Oh and another thing - even though I now enjoy public speaking, that doesn’t mean I don’t still get some nerves sometimes, that’s just natural.
This is always my advice @Witches - use prompt cards if you need them but practice and revise them so you don’t need them.
See if you can do some rehearsal sessions with friendly faces.
Try to think of there being a few different levels of engagement with the room. One being you and your internal thoughts. One being you focusing on one person e.g. who has just asked a question, and one being your focus on the room as a whole. You should be going between all three at various points ideally.
If you get stage fright or blushing there is nothing wrong with beta blockers as a tool to keep that away.
Love the thing you’re talking about and enjoy getting to speak about it.
Loads of good advice in this thread
You mention that the planned stuff goes well but the Q&A’s always make you nervous
In my experience that tends to make me think that maybe you’re stuck between wanting to give an honest personal answer and maybe thinking about what answer the person asking the question wants to hear. Perhaps in some professional situations that might also mean a third alternative - giving the answer that is the official company line. I’ve found that clarifying your role to yourself in this regard before you do your presentation can really help with both q&a and the presentation as a whole and can perhaps even give you some distance from your inner personal anxieties if you’re speaking for the company or the team or w/e rather than for you. And if you are speaking for you then you can’t give any wrong answers anyway
Hope that makes sense
Once did it in Year 11 in front of about 150 people, half my year group, in an assembly thing. It was awful and I still cringe at it today. I actually chose to do it as well, which was stupid. I’ve learned my lesson not to do that ever again.
SOmetimes I get nervous just posting on here…
Despite what @andyvine says I am shit at it. I can do tours and talk to huge groups confidently IF we’re all stood up. Sit them down and put them in a room and I am a wreck and want to vomit and can’t stop shaking. So my only advice is make them all stand outside with you?
Actually it sounds a bit glib but this does work a bit for me - pretend you’re a confident person, like almost as if you’re playing a role, because none of those people know otherwise. If I pretend to be someone else like that it does help me hugely with the more standard addressing audiences thing.
Really don’t enjoy it. Used to have to do it fair bit for work. Presenting ideas and stuff in front of boardrooms of people - hated HATED it. Mostly the build up, fine when you’re in full flow, but I couldn’t relax for days before.
I went on a presentation course which sort of helped. Main things I learned that helped me…
- Taking a pause if you suddenly lose your thread is fine. It feels like you’ve stopped for ages, but it rarely is and people don’t notice/care as it always looks totally natural.
- Think of all the presentations you’ve sat in at work given by other people. Are you even listening? No. Nobody gives a shit really.
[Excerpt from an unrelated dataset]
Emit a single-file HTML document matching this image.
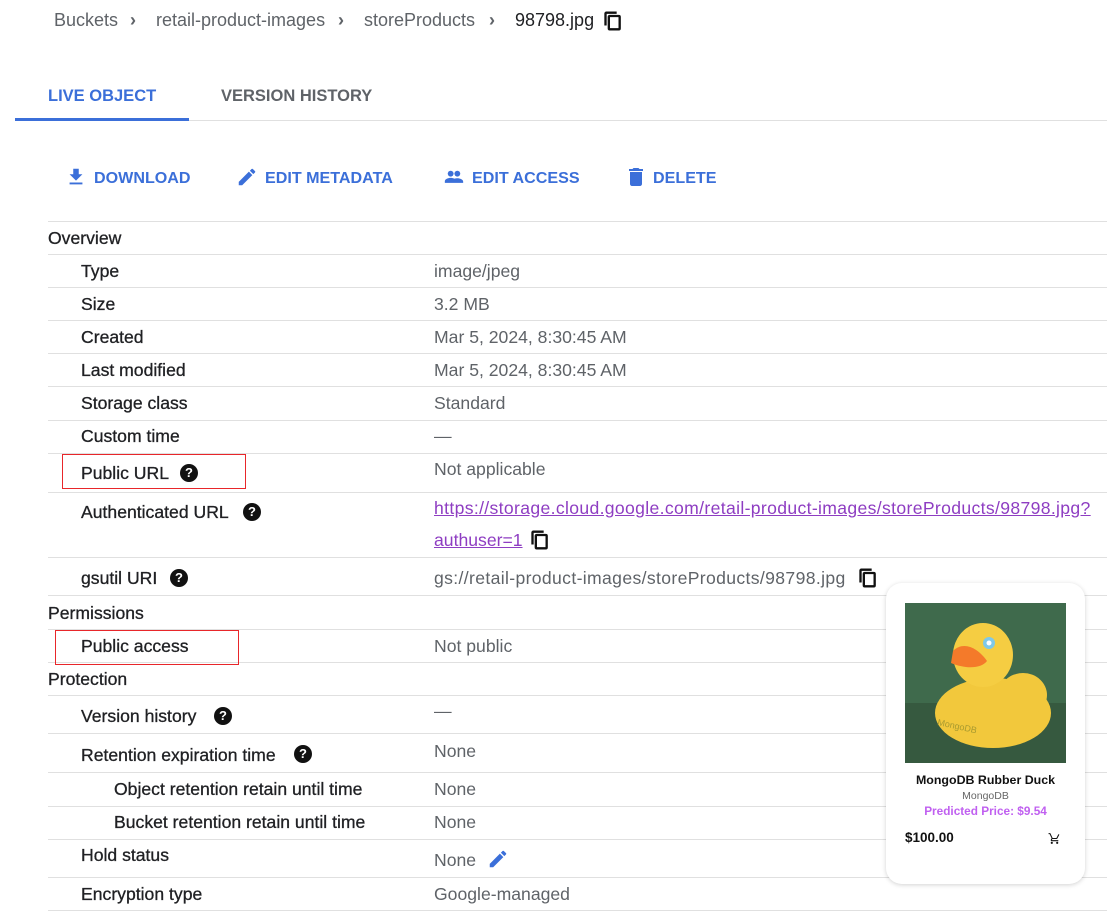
<!DOCTYPE html>
<html><head><meta charset="utf-8"><style>
body{margin:0;width:1107px;height:924px;background:#fff;position:relative;overflow:hidden;font-family:"Liberation Sans",Arial,sans-serif}
.t{position:absolute;line-height:20px;white-space:nowrap;font-size:17.6px;letter-spacing:0}
.l{color:#202124;font-weight:500;-webkit-text-stroke:0.3px #202124}
.v{color:#5f6368}
.h{position:absolute;left:48px;right:0;height:1px;background:#e0e0e0}
.q{position:absolute;width:18px;height:18px;border-radius:50%;background:#111;color:#fff;font-size:13px;font-weight:bold;text-align:center;line-height:18px;letter-spacing:0}
.btn{position:absolute;top:168px;color:#3b6fd9;font-size:16.1px;font-weight:bold;line-height:20px;white-space:nowrap}
.box{position:absolute;border:1.5px solid #e8262a}
.cp{position:absolute}
</style></head><body>
<div class="t v" style="left:54px;top:10px;font-size:18px">Buckets</div>
<div class="t v" style="left:130px;top:10px;font-size:18px;font-weight:bold">›</div>
<div class="t v" style="left:156px;top:10px;font-size:18px">retail-product-images</div>
<div class="t v" style="left:338px;top:10px;font-size:18px;font-weight:bold">›</div>
<div class="t v" style="left:364px;top:10px;font-size:18px">storeProducts</div>
<div class="t v" style="left:489px;top:10px;font-size:18px;font-weight:bold">›</div>
<div class="t" style="left:515px;top:10px;font-size:18px;color:#202124">98798.jpg</div>
<svg class="cp" style="left:603px;top:11px" width="20" height="20" viewBox="0 0 24 24"><path d="M16 1H4c-1.1 0-2 .9-2 2v14h2V3h12V1zm3 4H8c-1.1 0-2 .9-2 2v14c0 1.1.9 2 2 2h11c1.1 0 2-.9 2-2V7c0-1.1-.9-2-2-2zm0 16H8V7h11v14z" fill="#111" stroke="#111" stroke-width="0.8"/></svg>

<div class="t" style="left:48px;top:86px;color:#3b6fd9;font-weight:bold;font-size:16.5px">LIVE OBJECT</div>
<div class="t" style="left:221px;top:86px;color:#5f6368;font-weight:bold;font-size:16.5px">VERSION HISTORY</div>
<div style="position:absolute;left:15px;right:0;top:120px;height:1px;background:#e0e0e0"></div>
<div style="position:absolute;left:15px;width:174px;top:118px;height:3px;background:#3b6fd9"></div>

<svg style="position:absolute;left:65px;top:166px" width="22" height="22" viewBox="0 0 24 24"><path d="M19 9h-4V3H9v6H5l7 7 7-7zM5 18v2h14v-2H5z" fill="#3b6fd9"/></svg>
<div class="btn" style="left:94px">DOWNLOAD</div>
<svg style="position:absolute;left:236px;top:166px" width="22" height="22" viewBox="0 0 24 24"><path d="M3 17.25V21h3.75L17.81 9.94l-3.75-3.75L3 17.25zM20.71 7.04c.39-.39.39-1.02 0-1.41l-2.34-2.34a1 1 0 0 0-1.41 0l-1.83 1.83 3.75 3.75 1.830-1.83z" fill="#3b6fd9"/></svg>
<div class="btn" style="left:265px">EDIT METADATA</div>
<svg style="position:absolute;left:443px;top:167px" width="22" height="20" viewBox="0 0 24 24"><circle cx="8" cy="8" r="3.5" fill="#3b6fd9"/><circle cx="16" cy="8" r="3.5" fill="#3b6fd9"/><path d="M1 19v-2c0-2.5 4-4 7-4s7 1.5 7 4v2zM14 19v-2c0-1.3-.6-2.3-1.5-3 1-.3 2.5-.5 3.5-.5 3 0 7 1.5 7 4v1.5z" fill="#3b6fd9"/></svg>
<div class="btn" style="left:472px">EDIT ACCESS</div>
<svg style="position:absolute;left:624px;top:165px" width="24" height="24" viewBox="0 0 24 24"><path d="M6 19c0 1.1.9 2 2 2h8c1.1 0 2-.9 2-2V7H6v12zM19 4h-3.5l-1-1h-5l-1 1H5v2h14V4z" fill="#3b6fd9"/></svg>
<div class="btn" style="left:653px">DELETE</div>

<div class="h" style="top:221px"></div><div class="h" style="top:254px"></div><div class="h" style="top:287px"></div><div class="h" style="top:320px"></div><div class="h" style="top:353px"></div><div class="h" style="top:386px"></div><div class="h" style="top:420px"></div><div class="h" style="top:453px"></div><div class="h" style="top:492px"></div><div class="h" style="top:557px"></div><div class="h" style="top:595px"></div><div class="h" style="top:629px"></div><div class="h" style="top:662px"></div><div class="h" style="top:695px"></div><div class="h" style="top:733px"></div><div class="h" style="top:772px"></div><div class="h" style="top:806px"></div><div class="h" style="top:839px"></div><div class="h" style="top:877px"></div><div class="h" style="top:910px"></div>

<div class="t l" style="left:48px;top:228px">Overview</div>
<div class="t l" style="left:81px;top:261px">Type</div><div class="t v" style="left:434px;top:261px">image/jpeg</div>
<div class="t l" style="left:81px;top:294px">Size</div><div class="t v" style="left:434px;top:294px">3.2 MB</div>
<div class="t l" style="left:81px;top:327px">Created</div><div class="t v" style="left:434px;top:327px">Mar 5, 2024, 8:30:45 AM</div>
<div class="t l" style="left:81px;top:360px">Last modified</div><div class="t v" style="left:434px;top:360px">Mar 5, 2024, 8:30:45 AM</div>
<div class="t l" style="left:81px;top:393px">Storage class</div><div class="t v" style="left:434px;top:393px">Standard</div>
<div class="t l" style="left:81px;top:426px">Custom time</div><div class="t v" style="left:434px;top:426px">—</div>
<div class="t l" style="left:81px;top:463px">Public URL</div><div class="q" style="left:180px;top:464px">?</div><div class="t v" style="left:434px;top:459px">Not applicable</div>
<div class="box" style="left:62px;top:454px;width:182px;height:33px"></div>
<div class="t l" style="left:81px;top:502px">Authenticated URL</div><div class="q" style="left:243px;top:503px">?</div>
<div class="t" style="left:434px;top:498px;color:#8e3dc2;text-decoration:underline;letter-spacing:0.34px">https://storage.cloud.google.com/retail-product-images/storeProducts/98798.jpg?</div>
<div class="t" style="left:434px;top:530px;color:#8e3dc2;text-decoration:underline">authuser=1</div>
<svg class="cp" style="left:530px;top:530px" width="20" height="20" viewBox="0 0 24 24"><path d="M16 1H4c-1.1 0-2 .9-2 2v14h2V3h12V1zm3 4H8c-1.1 0-2 .9-2 2v14c0 1.1.9 2 2 2h11c1.1 0 2-.9 2-2V7c0-1.1-.9-2-2-2zm0 16H8V7h11v14z" fill="#111" stroke="#111" stroke-width="0.8"/></svg>
<div class="t l" style="left:81px;top:568px">gsutil URI</div><div class="q" style="left:170px;top:569px">?</div>
<div class="t v" style="left:434px;top:568px;letter-spacing:0.35px">gs://retail-product-images/storeProducts/98798.jpg</div>
<svg class="cp" style="left:858px;top:568px" width="20" height="20" viewBox="0 0 24 24"><path d="M16 1H4c-1.1 0-2 .9-2 2v14h2V3h12V1zm3 4H8c-1.1 0-2 .9-2 2v14c0 1.1.9 2 2 2h11c1.1 0 2-.9 2-2V7c0-1.1-.9-2-2-2zm0 16H8V7h11v14z" fill="#111" stroke="#111" stroke-width="0.8"/></svg>
<div class="t l" style="left:48px;top:603px">Permissions</div>
<div class="t l" style="left:81px;top:636px">Public access</div><div class="t v" style="left:434px;top:636px">Not public</div>
<div class="box" style="left:55px;top:630px;width:182px;height:33px"></div>
<div class="t l" style="left:48px;top:669px">Protection</div>
<div class="t l" style="left:81px;top:706px">Version history</div><div class="q" style="left:214px;top:707px">?</div><div class="t v" style="left:434px;top:701px">—</div>
<div class="t l" style="left:81px;top:745px">Retention expiration time</div><div class="q" style="left:294px;top:745px">?</div><div class="t v" style="left:434px;top:741px">None</div>
<div class="t l" style="left:114px;top:779px">Object retention retain until time</div><div class="t v" style="left:434px;top:779px">None</div>
<div class="t l" style="left:114px;top:812px">Bucket retention retain until time</div><div class="t v" style="left:434px;top:812px">None</div>
<div class="t l" style="left:81px;top:845px">Hold status</div><div class="t v" style="left:434px;top:850px">None</div>
<svg style="position:absolute;left:487px;top:848px" width="22" height="22" viewBox="0 0 24 24"><path d="M3 17.25V21h3.75L17.81 9.94l-3.75-3.75L3 17.25zM20.71 7.04c.39-.39.39-1.02 0-1.41l-2.34-2.34a1 1 0 0 0-1.41 0l-1.83 1.83 3.75 3.75 1.83-1.83z" fill="#3b6fd9"/></svg>
<div class="t l" style="left:81px;top:884px">Encryption type</div><div class="t v" style="left:434px;top:884px">Google-managed</div>

<div style="position:absolute;left:886px;top:583px;width:199px;height:301px;background:#fff;border-radius:16px;box-shadow:0 1px 5px rgba(0,0,0,0.18)"></div>
<svg style="position:absolute;left:905px;top:603px" width="161" height="160" viewBox="0 0 161 160">
<rect width="161" height="160" fill="#3f6a4c"/>
<rect y="100" width="161" height="60" fill="#36593f"/>
<ellipse cx="88" cy="110" rx="58" ry="35" fill="#f2c83c"/>
<ellipse cx="118" cy="92" rx="24" ry="22" fill="#f2c83c"/>
<ellipse cx="78" cy="52" rx="30" ry="32" fill="#f5cd42"/>
<circle cx="84" cy="40" r="6" fill="#7fc8e8"/><circle cx="84" cy="40" r="2.5" fill="#fff"/>
<path d="M48 48 C58 38 72 44 82 58 C76 66 60 66 46 60 Z" fill="#f47a2a"/>
<text x="32" y="122" font-family="Liberation Sans" font-size="9" fill="#a89a30" transform="rotate(12 32 122)">MongoDB</text>
</svg>
<div class="t" style="left:886px;width:199px;text-align:center;top:770px;font-size:12.4px;font-weight:bold;color:#111">MongoDB Rubber Duck</div>
<div class="t" style="left:886px;width:199px;text-align:center;top:786px;font-size:10.5px;color:#666">MongoDB</div>
<div class="t" style="left:886px;width:199px;text-align:center;top:801px;font-size:11.8px;font-weight:bold;color:#c060f0">Predicted Price: $9.54</div>
<div class="t" style="left:905px;top:828px;font-size:13.5px;font-weight:bold;color:#111">$100.00</div>
<svg style="position:absolute;left:1048px;top:832px" width="13" height="13" viewBox="0 0 24 24"><path d="M7 18c-1.1 0-2 .9-2 2s.9 2 2 2 2-.9 2-2-.9-2-2-2zM1 2v2h2l3.6 7.59-1.35 2.45C4.52 15.37 5.48 17 7 17h12v-2H7l1.1-2h7.45c.75 0 1.41-.41 1.75-1.03L21 4.96 19.25 4l-3.7 7H8.53L4.27 2H1zm16 16c-1.1 0-2 .9-2 2s.9 2 2 2 2-.9 2-2-.9-2-2-2z" fill="#111"/></svg>
</body></html>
- Obvious one - but just prepare well. If I was presenting something, I’d try to break the presentation into an intro (“whats the point of this presentation?”) and chapters. After each chapter i’d briefly touch back on the intro so people wouldn’t lose the thread
- Because of the line of work, people knew I’d probably not be super slick and wordy, but I’d always have a Keynote/PowerPoint presentation to talk along to which was quite comforting as people are often looking at that and not just you.